[Given request]: Quote the listing in full, exactly as given, minus any pictures.

[Extracted entries]:
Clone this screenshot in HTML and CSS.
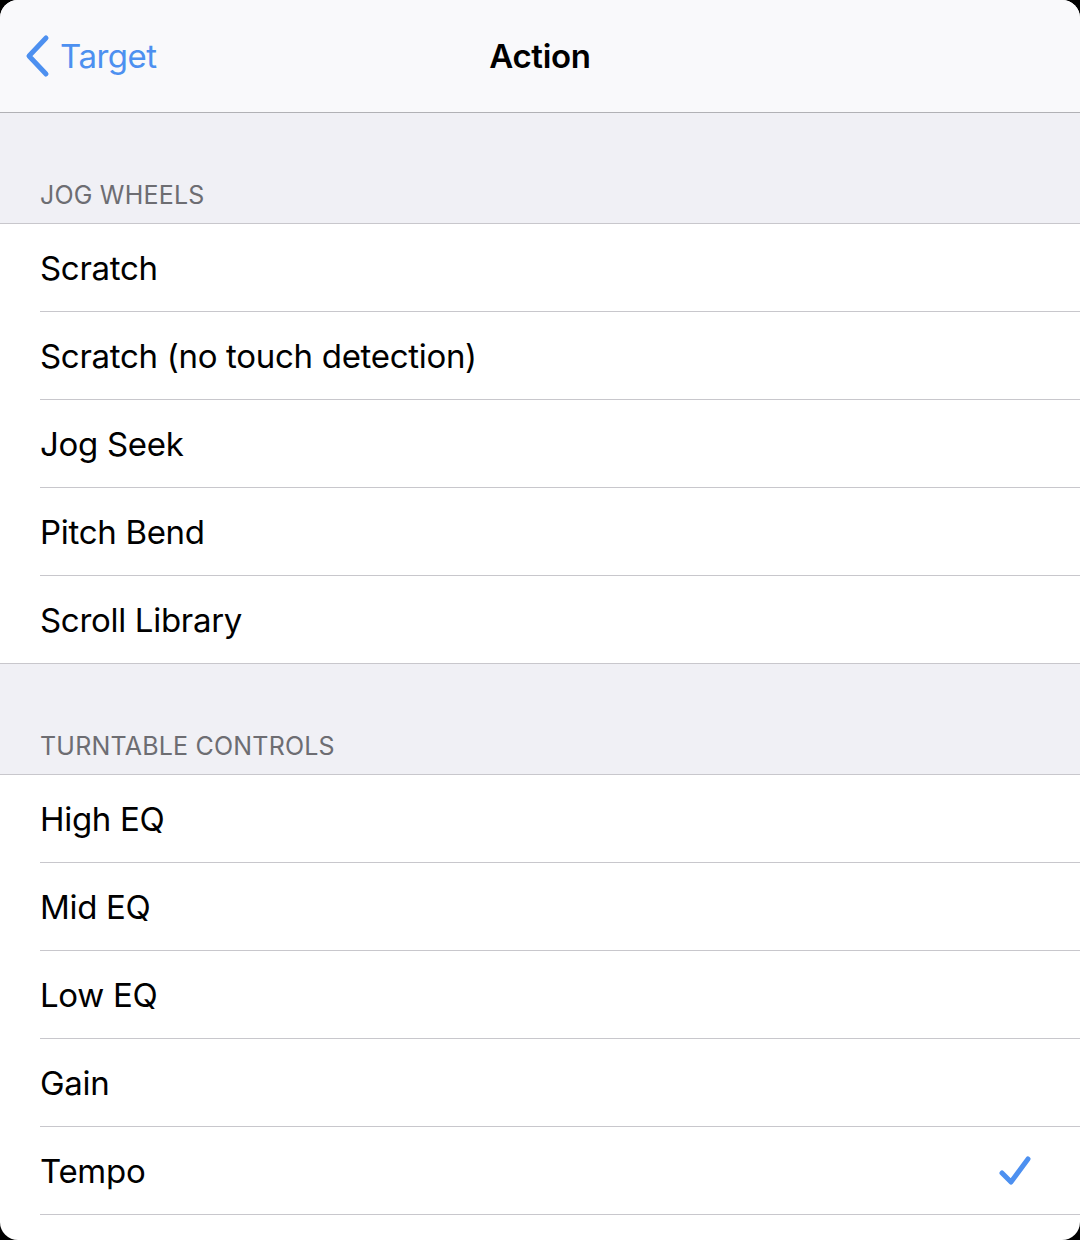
FILE: index.html
```html
<!DOCTYPE html>
<html>
<head>
    <title>Action</title>
    <link rel="stylesheet" href="styles.css">
</head>
<body>
    <div class="sheet">
        <div class="navbar">
            <a class="back" href="#">
                <svg class="chevron" width="26" height="44" viewBox="0 0 26 44">
                    <path d="M22 4 L5 22 L22 40" fill="none" stroke="#4d90f0" stroke-width="5" stroke-linecap="round" stroke-linejoin="round"/>
                </svg>
                <span>Target</span>
            </a>
            <div class="nav-title">Action</div>
        </div>

        <div class="section-header">JOG WHEELS</div>
        <ul class="list">
            <li>Scratch</li>
            <li>Scratch (no touch detection)</li>
            <li>Jog Seek</li>
            <li>Pitch Bend</li>
            <li>Scroll Library</li>
        </ul>

        <div class="section-header">TURNTABLE CONTROLS</div>
        <ul class="list open">
            <li>High EQ</li>
            <li>Mid EQ</li>
            <li>Low EQ</li>
            <li>Gain</li>
            <li class="selected">Tempo
                <svg class="check" width="34" height="34" viewBox="0 0 34 34">
                    <path d="M4 19 L13 28 L30 5" fill="none" stroke="#4d90f0" stroke-width="5" stroke-linecap="round" stroke-linejoin="round"/>
                </svg>
            </li>
        </ul>
    </div>
</body>
</html>
```

FILE: styles.css
```css
body {
    margin: 0;
    padding: 0;
    background-color: #000;
    font-family: Inter, "Noto Sans", sans-serif;
}
.sheet {
    width: 1080px;
    height: 1240px;
    background: #fff;
    border-radius: 18px;
    overflow: hidden;
}
.navbar {
    height: 112px;
    background-color: #f9f9fb;
    border-bottom: 1px solid #b1b1b5;
    display: flex;
    align-items: center;
    justify-content: center;
    position: relative;
}
.back {
    position: absolute;
    left: 24px;
    top: 34px;
    display: flex;
    align-items: center;
    gap: 10px;
    color: #4d90f0;
    text-decoration: none;
    font-size: 33px;
    letter-spacing: -0.5px;
}
.chevron {
    display: block;
}
.nav-title {
    font-size: 33px;
    font-weight: 600;
    color: #000;
    letter-spacing: -0.3px;
}
.section-header {
    height: 111px;
    box-sizing: border-box;
    background-color: #f0f0f5;
    border-bottom: 1px solid #c8c7cc;
    padding: 0 40px 13px;
    display: flex;
    align-items: flex-end;
    font-size: 25px;
    color: #6d6d72;
    letter-spacing: 0.2px;
}
.list {
    list-style: none;
    margin: 0;
    padding: 0 0 0 40px;
    background: #fff;
    border-bottom: 1px solid #c8c7cc;
}
.list.open {
    border-bottom: none;
}
.list li {
    height: 88px;
    box-sizing: border-box;
    display: flex;
    align-items: center;
    justify-content: space-between;
    padding: 0 48px 0 0;
    font-size: 33px;
    color: #000;
    letter-spacing: -0.3px;
    border-bottom: 1px solid #c8c7cc;
}
.list li:last-child {
    height: 87px;
    border-bottom: none;
}
.list.open li:last-child {
    height: 88px;
    border-bottom: 1px solid #c8c7cc;
}
.check {
    display: block;
}
```
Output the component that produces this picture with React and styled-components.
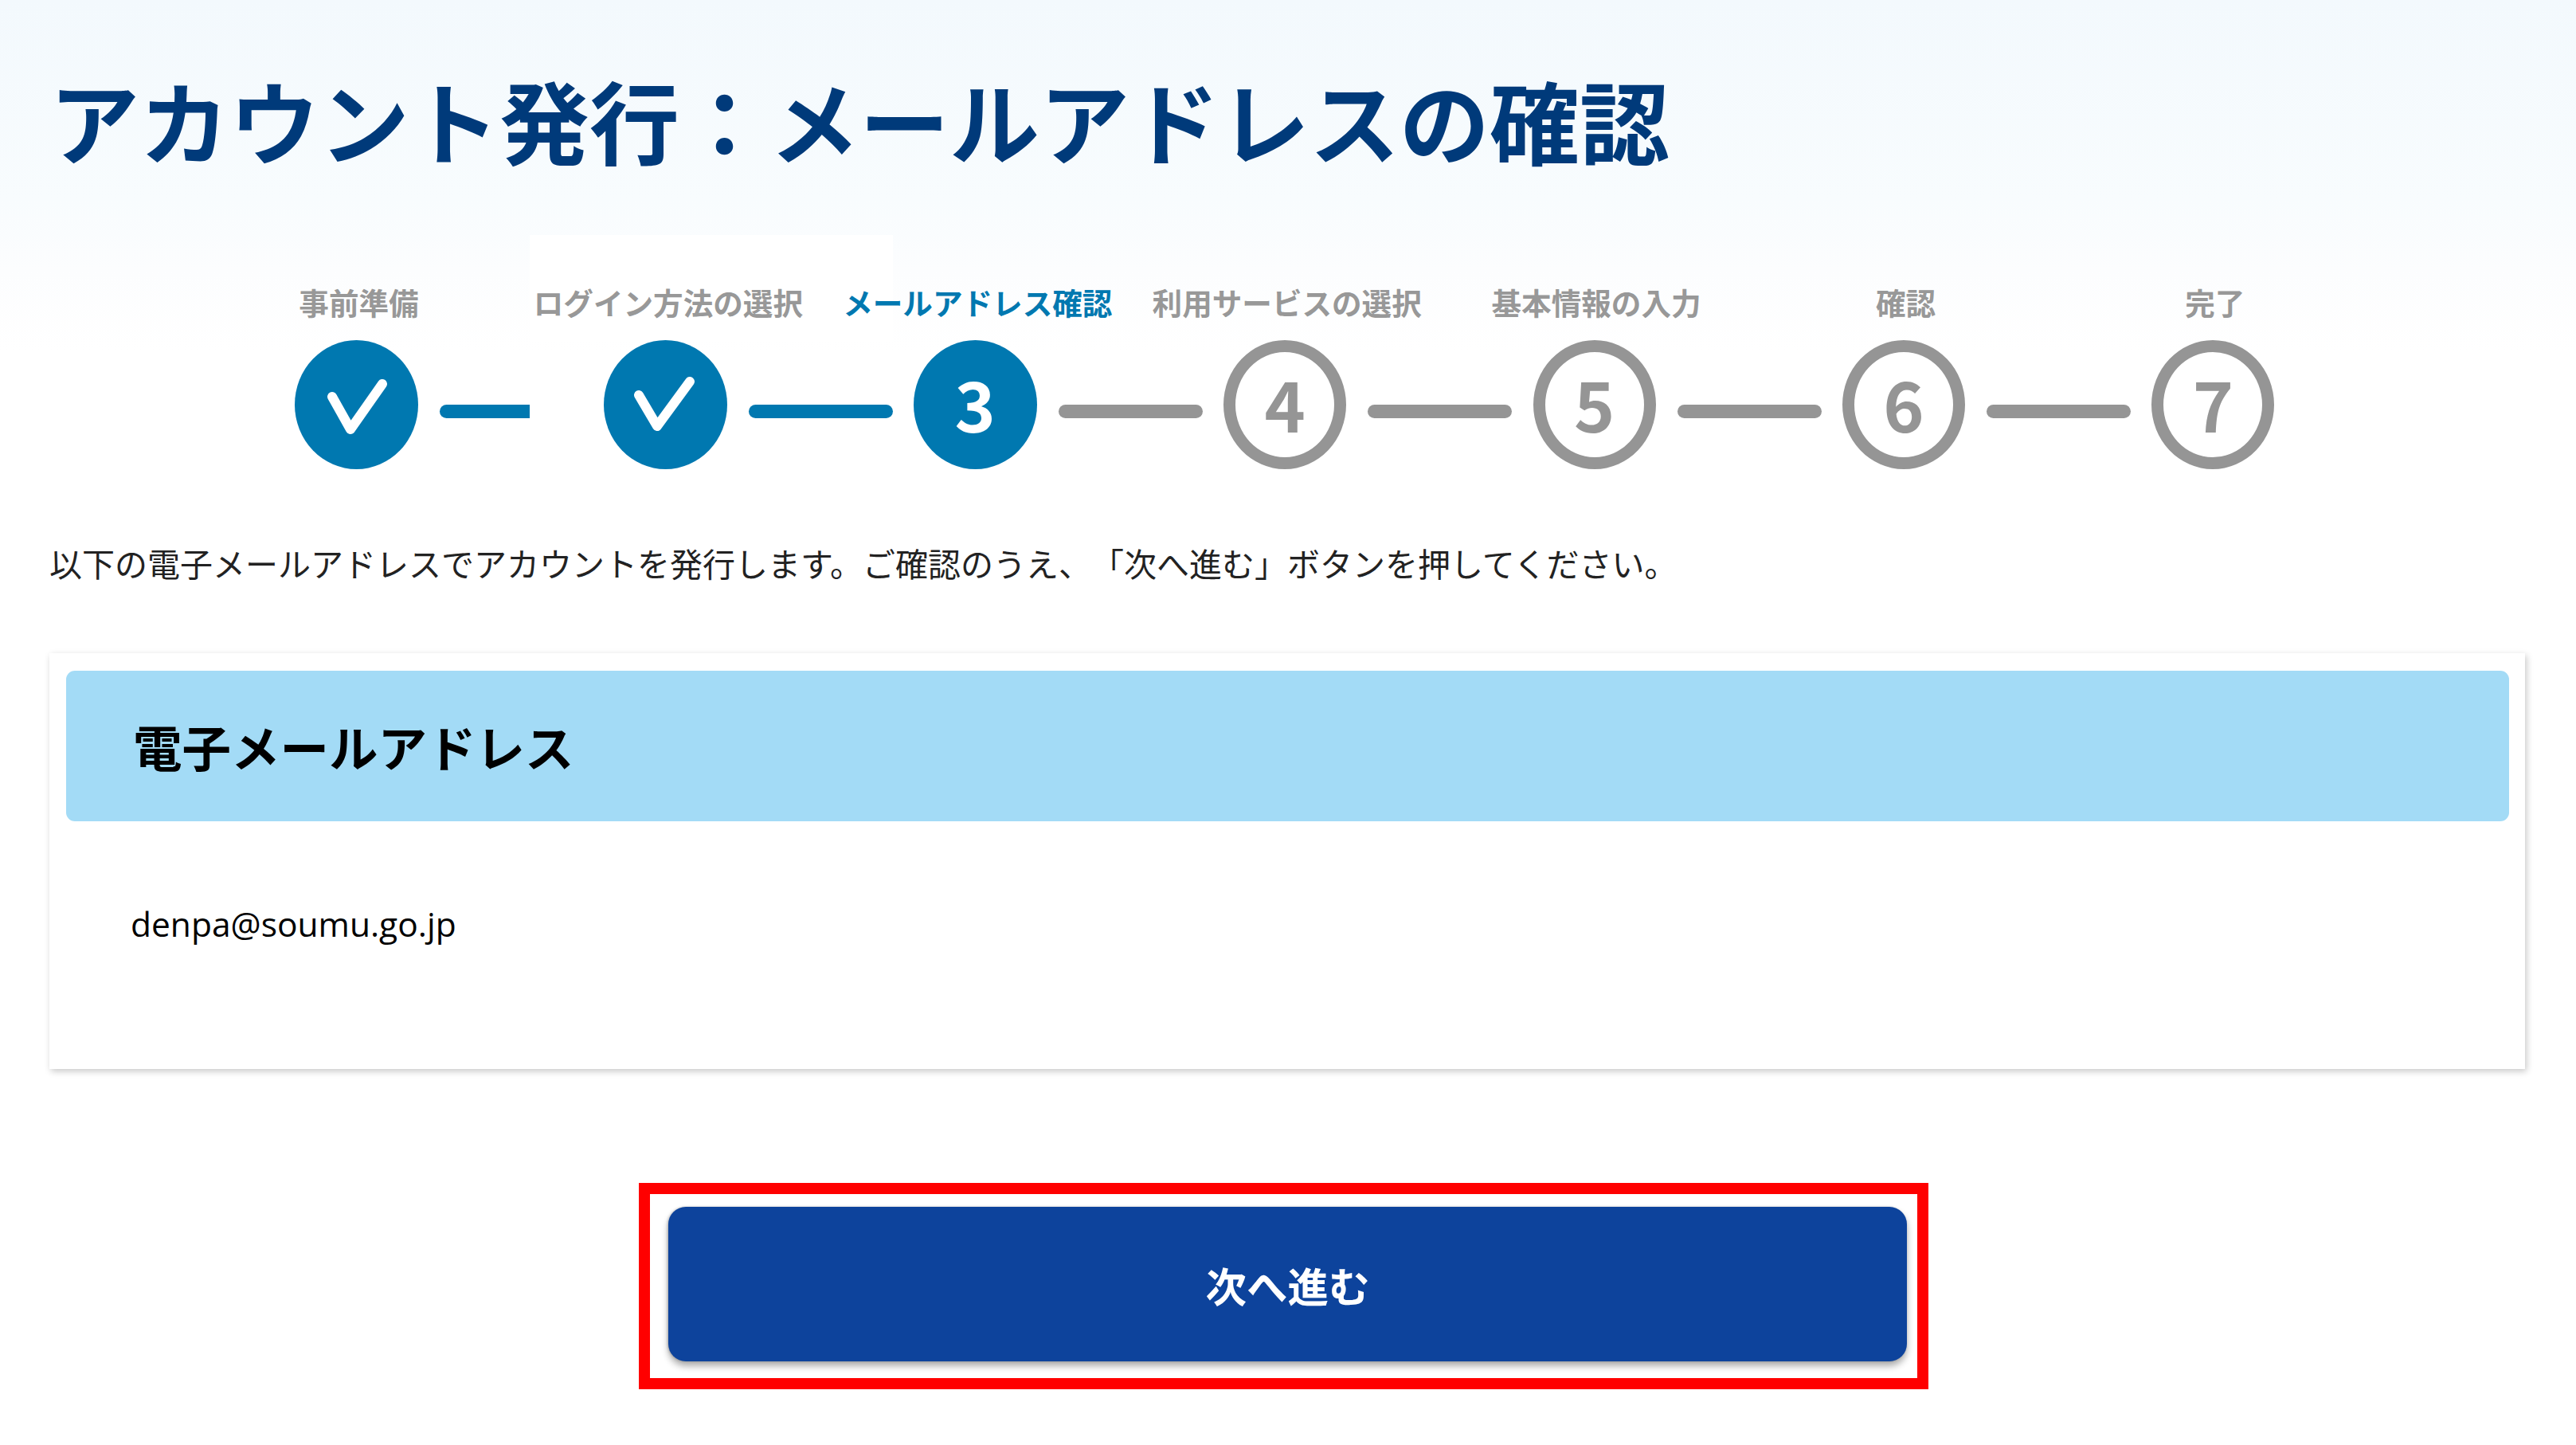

[Solution to this problem]:
Clone this screenshot in HTML and CSS.
FILE: index.html
```html
<!DOCTYPE html>
<html>
<head>
    <title>Action</title>
    <link rel="stylesheet" href="styles.css">
</head>
<body>
    <div class="sheet">
        <div class="navbar">
            <a class="back" href="#">
                <svg class="chevron" width="26" height="44" viewBox="0 0 26 44">
                    <path d="M22 4 L5 22 L22 40" fill="none" stroke="#4d90f0" stroke-width="5" stroke-linecap="round" stroke-linejoin="round"/>
                </svg>
                <span>Target</span>
            </a>
            <div class="nav-title">Action</div>
        </div>

        <div class="section-header">JOG WHEELS</div>
        <ul class="list">
            <li>Scratch</li>
            <li>Scratch (no touch detection)</li>
            <li>Jog Seek</li>
            <li>Pitch Bend</li>
            <li>Scroll Library</li>
        </ul>

        <div class="section-header">TURNTABLE CONTROLS</div>
        <ul class="list open">
            <li>High EQ</li>
            <li>Mid EQ</li>
            <li>Low EQ</li>
            <li>Gain</li>
            <li class="selected">Tempo
                <svg class="check" width="34" height="34" viewBox="0 0 34 34">
                    <path d="M4 19 L13 28 L30 5" fill="none" stroke="#4d90f0" stroke-width="5" stroke-linecap="round" stroke-linejoin="round"/>
                </svg>
            </li>
        </ul>
    </div>
</body>
</html>
```

FILE: styles.css
```css
body {
    margin: 0;
    padding: 0;
    background-color: #000;
    font-family: Inter, "Noto Sans", sans-serif;
}
.sheet {
    width: 1080px;
    height: 1240px;
    background: #fff;
    border-radius: 18px;
    overflow: hidden;
}
.navbar {
    height: 112px;
    background-color: #f9f9fb;
    border-bottom: 1px solid #b1b1b5;
    display: flex;
    align-items: center;
    justify-content: center;
    position: relative;
}
.back {
    position: absolute;
    left: 24px;
    top: 34px;
    display: flex;
    align-items: center;
    gap: 10px;
    color: #4d90f0;
    text-decoration: none;
    font-size: 33px;
    letter-spacing: -0.5px;
}
.chevron {
    display: block;
}
.nav-title {
    font-size: 33px;
    font-weight: 600;
    color: #000;
    letter-spacing: -0.3px;
}
.section-header {
    height: 111px;
    box-sizing: border-box;
    background-color: #f0f0f5;
    border-bottom: 1px solid #c8c7cc;
    padding: 0 40px 13px;
    display: flex;
    align-items: flex-end;
    font-size: 25px;
    color: #6d6d72;
    letter-spacing: 0.2px;
}
.list {
    list-style: none;
    margin: 0;
    padding: 0 0 0 40px;
    background: #fff;
    border-bottom: 1px solid #c8c7cc;
}
.list.open {
    border-bottom: none;
}
.list li {
    height: 88px;
    box-sizing: border-box;
    display: flex;
    align-items: center;
    justify-content: space-between;
    padding: 0 48px 0 0;
    font-size: 33px;
    color: #000;
    letter-spacing: -0.3px;
    border-bottom: 1px solid #c8c7cc;
}
.list li:last-child {
    height: 87px;
    border-bottom: none;
}
.list.open li:last-child {
    height: 88px;
    border-bottom: 1px solid #c8c7cc;
}
.check {
    display: block;
}
```
Output the component that produces this picture with React and styled-components.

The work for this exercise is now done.